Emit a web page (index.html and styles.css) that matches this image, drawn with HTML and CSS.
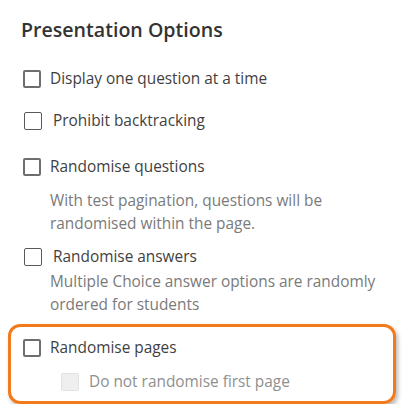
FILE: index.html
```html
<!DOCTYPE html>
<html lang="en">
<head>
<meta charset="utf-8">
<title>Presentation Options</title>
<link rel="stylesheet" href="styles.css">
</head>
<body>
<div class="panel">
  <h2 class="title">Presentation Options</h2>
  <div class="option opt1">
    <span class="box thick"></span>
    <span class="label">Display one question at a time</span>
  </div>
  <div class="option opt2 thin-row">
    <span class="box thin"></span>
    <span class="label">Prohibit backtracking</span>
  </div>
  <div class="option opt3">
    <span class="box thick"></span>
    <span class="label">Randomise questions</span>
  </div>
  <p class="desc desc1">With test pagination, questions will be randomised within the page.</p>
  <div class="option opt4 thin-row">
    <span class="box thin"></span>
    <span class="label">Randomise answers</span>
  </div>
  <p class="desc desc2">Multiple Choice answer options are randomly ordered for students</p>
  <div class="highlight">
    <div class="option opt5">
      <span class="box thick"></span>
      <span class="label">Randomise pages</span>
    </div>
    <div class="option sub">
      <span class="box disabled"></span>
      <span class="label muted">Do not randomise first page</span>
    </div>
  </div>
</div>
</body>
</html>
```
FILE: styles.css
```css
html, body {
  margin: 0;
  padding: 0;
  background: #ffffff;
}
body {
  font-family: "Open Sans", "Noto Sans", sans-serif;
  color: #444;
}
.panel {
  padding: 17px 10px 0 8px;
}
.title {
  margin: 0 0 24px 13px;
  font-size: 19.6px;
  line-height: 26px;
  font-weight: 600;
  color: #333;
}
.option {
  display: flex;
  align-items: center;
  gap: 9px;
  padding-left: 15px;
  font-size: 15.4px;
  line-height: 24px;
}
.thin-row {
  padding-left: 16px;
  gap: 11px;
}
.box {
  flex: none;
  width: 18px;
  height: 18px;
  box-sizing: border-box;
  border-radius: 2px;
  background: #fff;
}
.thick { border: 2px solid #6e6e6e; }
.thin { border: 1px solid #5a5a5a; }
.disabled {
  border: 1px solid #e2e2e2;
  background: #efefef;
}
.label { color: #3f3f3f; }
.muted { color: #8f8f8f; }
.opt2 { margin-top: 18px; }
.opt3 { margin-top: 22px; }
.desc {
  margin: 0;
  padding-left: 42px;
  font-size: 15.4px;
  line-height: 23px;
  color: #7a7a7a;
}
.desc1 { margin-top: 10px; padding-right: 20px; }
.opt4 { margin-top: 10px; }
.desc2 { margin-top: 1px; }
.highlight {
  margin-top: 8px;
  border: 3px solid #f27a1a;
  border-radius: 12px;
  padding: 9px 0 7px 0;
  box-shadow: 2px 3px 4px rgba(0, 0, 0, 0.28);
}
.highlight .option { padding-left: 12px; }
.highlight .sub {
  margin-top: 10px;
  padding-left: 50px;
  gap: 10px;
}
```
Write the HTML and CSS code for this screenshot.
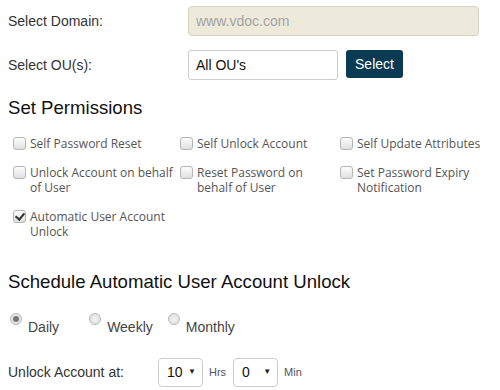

________________________________________

#### [Written request]
Find the word "styles" in the data and show each line that holds it.

#### [Result of this exercise]
Emit a web page (index.html and styles.css) that matches this image, drawn with HTML and CSS.
<link rel="stylesheet" href="styles.css">
FILE: styles.css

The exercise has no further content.